SODA Reception
E nga mana, e nga reo, e nga iwi huri noa o Aotearoa tena koutou, tena koutou tena koutou katoa. Nga manu tioriori e huihui nei, tēnei aku mihi māhana ki a koutou. Na reira, kia ora tātou katoa. Distinguished guests from across New Zealand greetings. And ladies, I extend warm greetings to you especially. I acknowledge: Your Worship Julie Hardaker, Mayor of Hamilton; Dr Julian Elder, Chair of SODA Inc; and Cheryl Reynolds, Chief Executive of SODA Inc—tēnā koutou katoa.
Thank you for inviting me and Janine to this SODA Inc reception, to celebrate women entrepreneurs. I will keep my comments brief - I know when entrepreneurs get together they want to get on with networking.
This year New Zealand will mark a key 120th anniversary. The event was a radical course at the time, and yet one that almost every other nation in the world has followed. In 1893 New Zealand became the first nation in the world to grant women the right to vote in national elections. And with that, New Zealand women gained the most fundamental of rights of citizenship.
Under the leadership of Kate Sheppard, later to become the first President of the National Council of Women, three petitions, each one larger than the one before, were presented to Parliament on women’s suffrage. It is amazing to think that the suffrage petition of 1893 had more than 30,000 signatures of women 21 and over.
In a time when communication and transportation were very difficult, it took real organisation to gather the signatures of about a quarter of all adult women from population of less than a million! Together men and women have continued to build Aotearoa-New Zealand.
Because of the connection with suffrage much of the focus of the contribution of women to New Zealand has been on government and politics. And with good reason too. In 2001, New Zealand was unique in the world in that all the constitutional roles – Head of State, Governor-General, Prime Minister, Leader of the Opposition, Attorney-General and Chief Justice – were filled by women.
New Zealand women have also excelled in entrepreneurship and business. Indeed, in 2001 two women held arguably the most prominent business-related positions: Chair of the New Zealand Securities Commission and Chief Executive of our largest NZX-listed company. Yet, even before women’s suffrage was won, for the earliest pioneers New Zealand was both a beautiful country and a harsh environment. The notion of “do it yourself” was born in those times and built on doing things together collectively and communally.
One of the women who was successful in those times was Mary Jane Innes. Her husband Charles, a brewer by trade, had a fatal flair for business, being bankrupted twice while running breweries. The circumstances of Charles’ death have spawned stories. It’s reputed that he died of heart failure, either in a bathtub or a beer vat!
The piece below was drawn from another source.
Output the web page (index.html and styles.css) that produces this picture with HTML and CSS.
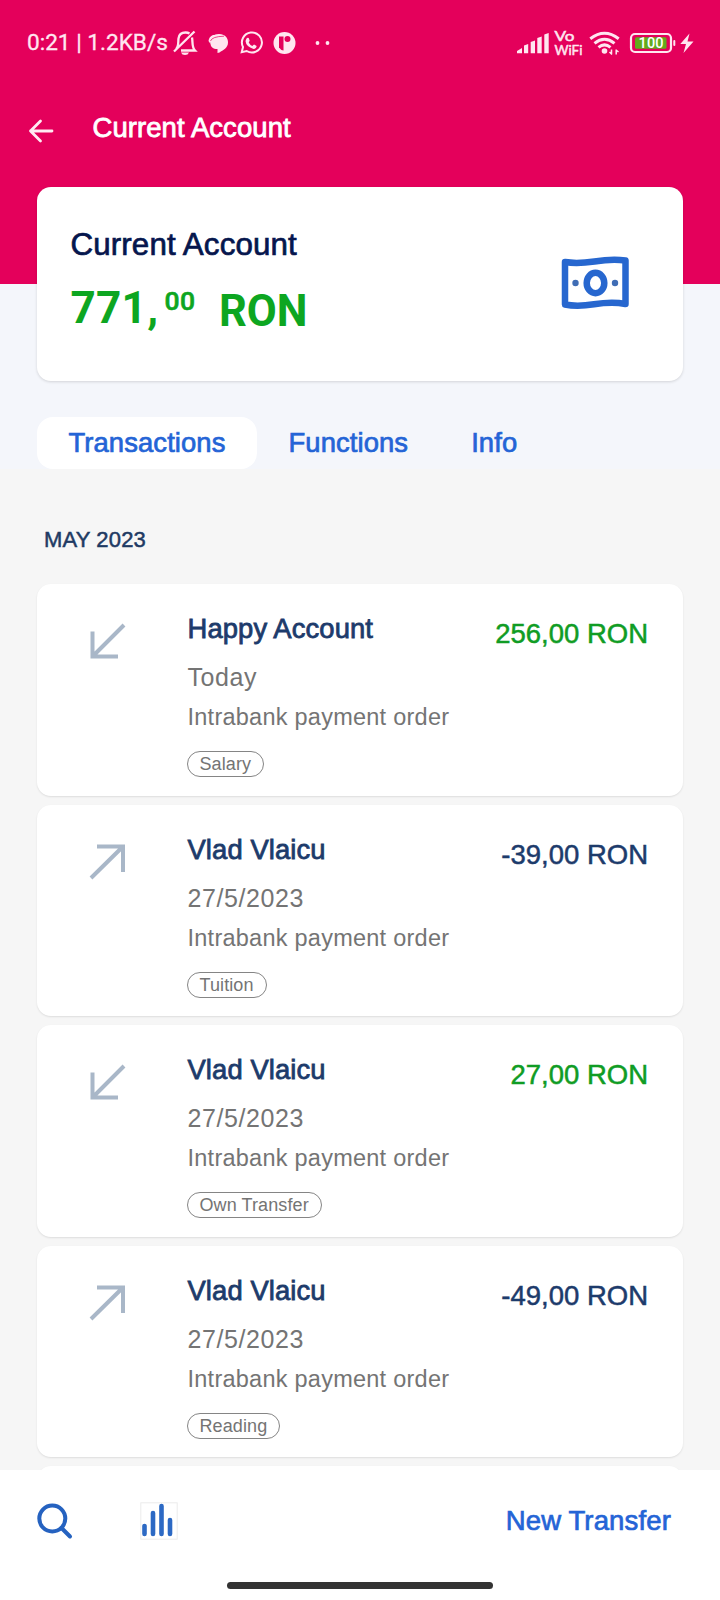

When in 1888 Charles ran into financial trouble and was declared bankrupt, a public notice appeared in the local papers stating that “M J Innes” had taken over the management of the Te Awamutu Brewery. Mary Jane, a young mother, showed considerable business acumen, taking over the operations of the Waikato Brewery in Hamilton East as well. The Innes family acquired tenancy rights over the land and buildings and shifted to Hamilton, and eventually to this building.
Like many of those earliest pioneers, Mary Jane Innes, was never given the recognition she rightly deserved. Seventy-two years after her death, that is all about to change. On July 31, Mary Jane Innes will be inducted into the New Zealand Business Hall of Fame alongside fellow inductees: winemaker, Sir George Fistonich; construction businessman, the late Hugh Green; agriculture leader, Sir Dryden Spring; and real estate pioneers, the late Val Barfoot and Maurice Thompson.
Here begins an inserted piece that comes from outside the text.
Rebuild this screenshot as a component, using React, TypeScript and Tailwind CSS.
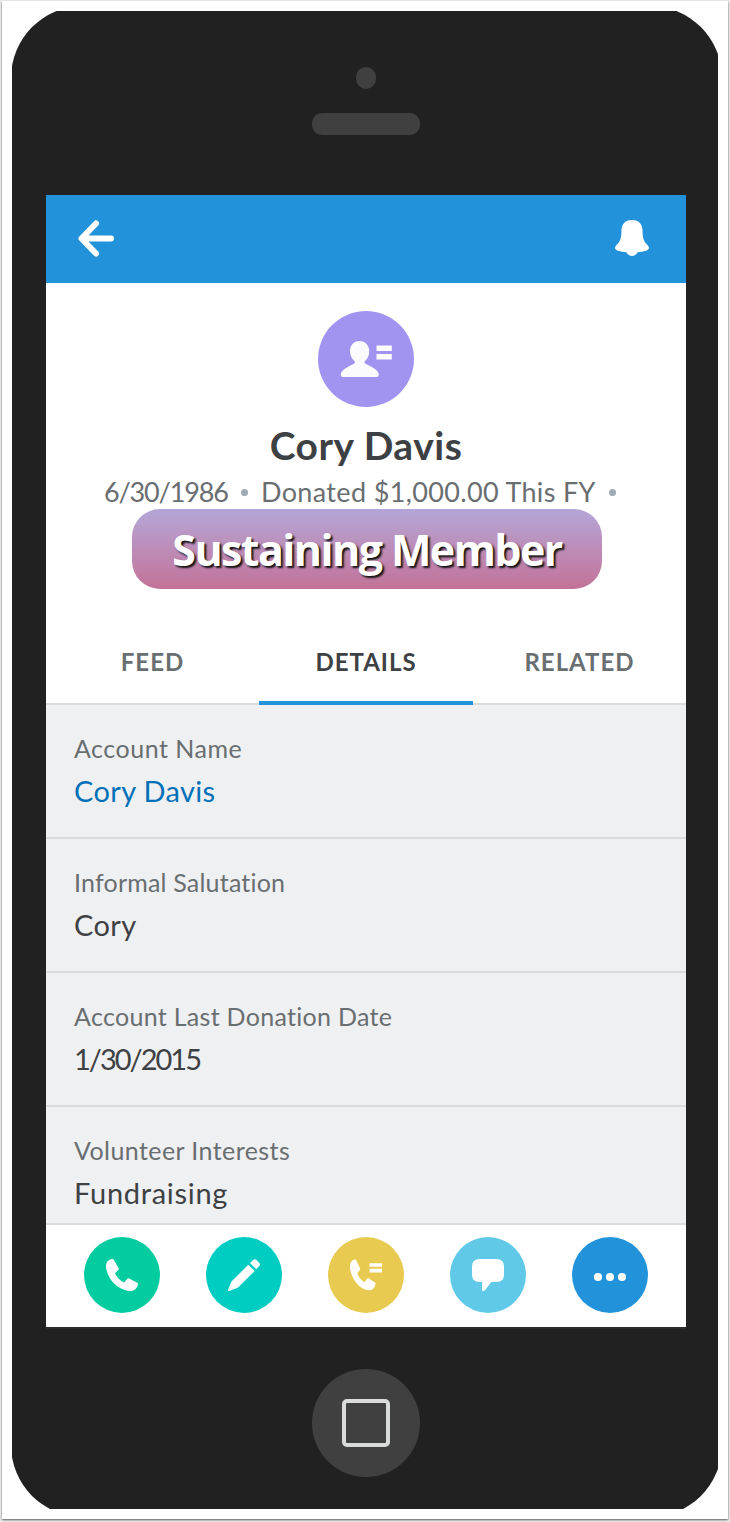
import type { ReactNode } from "react";

function Dot() {
  return <span className="h-[7px] w-[7px] shrink-0 rounded-full bg-[#9faab5]" />;
}

function Field({ label, value, labelClass, valueClass }: { label: string; value: string; labelClass: string; valueClass: string }) {
  return (
    <div className="flex h-[134px] shrink-0 flex-col border-b-2 border-[#d9dbdd] px-7 pt-[27px]">
      <div className={`h-8 whitespace-nowrap text-[25px] leading-8 text-[#696e71] ${labelClass}`}>{label}</div>
      <div className={`mt-[9px] h-9 whitespace-nowrap text-[29px] leading-9 ${valueClass}`}>{value}</div>
    </div>
  );
}

function Action({ color, label, children }: { color: string; label: string; children: ReactNode }) {
  return (
    <button aria-label={label} className={`h-[76px] w-[76px] rounded-full ${color}`}>
      <svg viewBox="0 0 76 76" className="h-[76px] w-[76px]" fill="#fff">{children}</svg>
    </button>
  );
}

const handset =
  "M29.5 22.2 L34.7 31.2 Q35 32 34.4 32.7 L31 36.2 C33 40.5 36 43.5 40 45.6 L43.6 41.6 Q44.3 41 45.2 41.4 L53.3 45.8 Q54.2 46.4 53.9 47.5 C52.6 53 48.8 54.3 44.5 53.9 C33.5 52.5 23.5 42 22 30.5 C21.6 25.5 24.2 22.5 28 22 Q29 21.8 29.5 22.2 Z";

export default function App() {
  return (
    <div className="h-[1522px] w-[730px] bg-[#eeeeee] pl-[2px] pt-px font-['Lato',sans-serif]">
      <div className="h-[1518px] w-[726px] bg-white pl-[10px] pt-[10px] shadow-[0_1px_2px_#555]">
        <div className="h-[1498px] w-[706px] overflow-hidden">
          <div className="-ml-px -mt-[5px] flex h-[1511px] w-[711px] flex-col items-center rounded-[72px] bg-[#212121] pr-[3px]">
            <div className="ml-[2px] mt-[61px] h-[22px] w-5 shrink-0 rounded-full bg-[#404040]" />
            <div className="ml-[2px] mt-6 h-[22px] w-[108px] shrink-0 rounded-[10px] bg-[#404040]" />
            <div className="ml-[2px] mt-[60px] flex h-[1134px] w-[640px] shrink-0 flex-col border-b-2 border-[#2d2d2d] bg-white">
              <header className="flex h-[88px] shrink-0 items-center justify-between bg-[#2293da] px-[30px]">
                <svg viewBox="0 0 40 40" className="h-10 w-10" fill="none" stroke="#fff" strokeWidth="6" strokeLinecap="round" strokeLinejoin="round">
                  <path d="M20 4.5 L5.5 19.5 L20 34.5 M7 19.5 H35" />
                  <path d="M6 19.5 L11 15.5 V23.5 Z" fill="#fff" strokeWidth="3" />
                </svg>
                <svg viewBox="0 0 48 48" className="h-12 w-12" fill="#fff">
                  <path d="M24 5 C16.5 5 13.5 10 13.5 15.5 C13.3 23 12.5 26 9 29.5 C7.6 31 7 32 7.1 33.5 C7.7 35.5 12 36.7 18.5 37.2 Q20.5 41 24 41 T29.5 37.2 C36 36.7 40.3 35.5 40.9 33.5 C41 32 40.4 31 39 29.5 C35.5 26 34.7 23 34.5 15.5 C34.5 10 31.5 5 24 5 Z" />
                </svg>
              </header>
              <section className="flex h-[338px] shrink-0 flex-col items-center pt-7">
                <div className="h-24 w-24 shrink-0 rounded-full bg-[#a094f0]">
                  <svg viewBox="0 0 96 96" className="h-24 w-24" fill="#fbfaff">
                    <path d="M41.5 30 C35.5 30 32 34.8 32 40 C32 44.5 34 48 36.5 50 C37.5 51.2 37 52.2 35.5 53 C28.5 56.5 23 59.5 22.7 63.5 Q22.7 66 25 66 H58.5 Q60.8 66 60.8 63.5 C60.5 59.5 55 56.5 48 53 C46.5 52.2 46 51.2 47 50 C49.5 48 51.2 44.5 51.2 40 C51.2 34.8 47.5 30 41.5 30 Z" />
                    <path d="M58.5 34.5 H73.8 V40 H58.5 Z M58.5 43 H73.8 V48.5 H58.5 Z" />
                  </svg>
                </div>
                <h1 className="mt-[14px] h-12 whitespace-nowrap text-[39px] font-bold leading-[48px] tracking-[0.5px] text-[#3e4144]">Cory Davis</h1>
                <div className="-ml-[12px] mt-[7px] flex h-8 w-[512px] shrink-0 items-center justify-between whitespace-nowrap text-[27px] leading-8 text-[#696e71]">
                  <span className="tracking-[-1.15px]">6/30/1986</span>
                  <Dot />
                  <span className="tracking-[0.35px]">Donated $1,000.00 This FY</span>
                  <Dot />
                </div>
                <div className="ml-[2px] mt-px flex h-20 w-[470px] shrink-0 items-center justify-center rounded-[28px] bg-linear-to-b from-[#b3a6d8] to-[#c27298] pt-[2px] font-['Open_Sans',sans-serif] text-[43px] font-bold whitespace-nowrap tracking-[-1.6px] text-white [text-shadow:2px_2px_2px_#111]">
                  Sustaining Member
                </div>
              </section>
              <nav className="flex h-[84px] shrink-0 border-b-2 border-[#d9dbdd] text-center text-[24px] font-bold leading-[82px] tracking-[1px] text-[#696e71]">
                <div className="w-[213px]">FEED</div>
                <div className="h-[84px] w-[214px] border-b-4 border-[#2293da] text-[#3e4144]">DETAILS</div>
                <div className="w-[213px]">RELATED</div>
              </nav>
              <main className="flex h-[518px] shrink-0 flex-col overflow-hidden bg-[#eff0f2] text-[#3e4144]">
                <Field label="Account Name" value="Cory Davis" labelClass="tracking-[0.5px]" valueClass="tracking-[0.35px] text-[#0070b8]" />
                <Field label="Informal Salutation" value="Cory" labelClass="tracking-[0.2px]" valueClass="tracking-[0.35px]" />
                <Field label="Account Last Donation Date" value="1/30/2015" labelClass="tracking-[0.3px]" valueClass="tracking-[-2px]" />
                <Field label="Volunteer Interests" value="Fundraising" labelClass="tracking-[0.42px]" valueClass="tracking-[0.7px]" />
              </main>
              <footer className="flex h-[104px] shrink-0 justify-between border-t-2 border-[#d9dbdd] px-[38px] pt-3">
                <Action color="bg-[#04cca1]" label="Call">
                  <path d={handset} />
                </Action>
                <Action color="bg-[#00cdc2]" label="Edit">
                  <path d="M42.3 27.8 L48.7 34 L32 50.5 Q31.3 51 30.5 51.3 L23 54 Q21.7 54.3 22 53 L25 45.5 Q25.3 44.8 26 44 Z M44 26 L47.5 22.8 Q48.8 21.6 50.2 22.8 L53.4 26 Q54.6 27.4 53.4 28.7 L50.2 32.2 Z" />
                </Action>
                <Action color="bg-[#e9ca50]" label="Log a call">
                  <path d={handset} transform="translate(4.4 1.5) scale(.8 .96)" />
                  <path d="M41.5 26.2 H54 V29.8 H41.5 Z M41.5 31.8 H54 V35.5 H41.5 Z" />
                </Action>
                <Action color="bg-[#5fc9e7]" label="Comment">
                  <path d="M29.5 22 H46.5 Q54 22 54 29.5 V37.5 Q54 45 46.5 45 H41.3 L35 53.2 Q34.2 54.2 32.8 54 Q32 53.8 32 53 V45 H29.5 Q22 45 22 37.5 V29.5 Q22 22 29.5 22 Z" />
                </Action>
                <Action color="bg-[#2293da]" label="More">
                  <circle cx="26" cy="40" r="4.1" />
                  <circle cx="38" cy="40" r="4.1" />
                  <circle cx="50" cy="40" r="4.1" />
                </Action>
              </footer>
            </div>
            <div className="ml-[2px] mt-10 flex h-[108px] w-[108px] shrink-0 items-center justify-center rounded-full bg-[#404040]">
              <div className="h-12 w-12 rounded-[5px] border-4 border-[#d9dbdb]" />
            </div>
          </div>
        </div>
      </div>
    </div>
  );
}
The days when women had to shun the limelight in business are thankfully over. The number of women who’ve been recognised at investiture ceremonies is significant and in my time as Governor-General include people such as business-woman Dame Rosanne Meo, fashion week founder Dame Pieter Stewart, WoW founder Dame Suzie Moncrieff, and publisher Dame Wendy Pye. And last night we attended a dinner to celebrate the 40th anniversary of the Huntly and Districts Business and Professional Women’s Club, which runs the successful biennial Huntly Artz and Design Festival.
The work of organisations like SODA Inc, also playing a key role in entrepreneurship and keeping, if you’ll excuse the pun, the business spirit of this community bubbling along and supporting women into business. I’m sure Mary Jane Innes would be proud to see a building that was once the focus of her business energies, now supporting the entrepreneurs of today.
I want to conclude by using a quote I used at the dinner last night. It speaks of legacy of the women who contributed so much to the world we enjoy today. While the comment was made by American Supreme Court Justice Ruth Bader Ginsburg, the second woman to sit on that Court, I think it is appropriate here as well. She once said: “I think about how much we owe to the women who went before us – legions of women, some known but many more unknown. I applaud the bravery and resilience of those who helped all of us … to be here today.”
And on that note, I want thank you again for the invitation and the hospitality shown to us. Kia ora huihui tātou katoa.